The useful "Latin Texts of the Works of Potamius with English Translation" appears in an appendix (135-177). The English translation is fluid, and conveys rather forcefully the peculiarities of Potamius' eccentric literary style. There seems to be a well-entrenched tradition of reviewers quibbling with details of translations, and there are a few places where I might have translated a text slightly differently, but Conti has performed yeoman service in rendering Potamius into fluent English. Those instances where Conti departs from a literal translation and offers a close paraphrase, or when he assigns an unusual meaning to one of Potamius' obscure words (or neologisms), are clearly explained in the elaborate commentaries that appear in Part Three. Conti's Latin text for this volume is based on the editions of Wilmart (1913, 1918) and Vega (1934), with some additions and emendations that correct misprints in the earlier editions. Since the this volume has appeared, Conti's new edition of Potamius' Latin text, with commentary and critical apparatus, has appeared as Potamius Olisponensis, Opera omnia, ed. Marco Conti, Corpus Christianorum Series Latina 69 (Turnhout: Belgium, 1999).
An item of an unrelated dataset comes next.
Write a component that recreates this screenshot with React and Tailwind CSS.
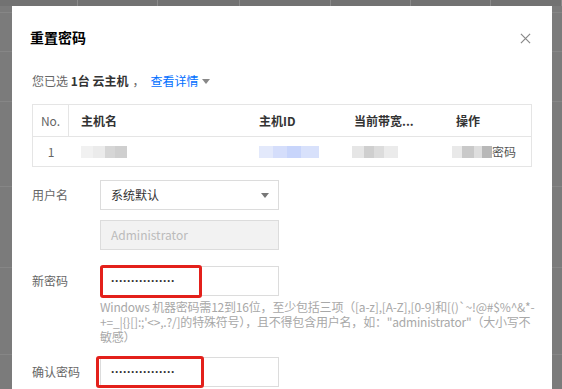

The strict organization of the text does make for some repetition of material and arguments, particularly where Conti summarizes or lionizes the scholarship of Montes Moreira (passim). There is an index of Biblical quotations, an index of historical and literary Sources, and an index of names and places, but one wishes for an index of important theological and Christological terms such as substantia and homousios. There remain some minor mechanical infelicities that are not the fault of the author: "Epistulaad ad Athanasium" for "Epistula ad Athanasium" on p. ix, and "prefectly" for "perfectly" on p. 22.

All things considered, Conti has written a solid and satisfying book, one that makes an excellent contribution not only to the study of Potamius, but also to the the complex array of persons and issues involved in the Arian crisis of the mid-fourth century.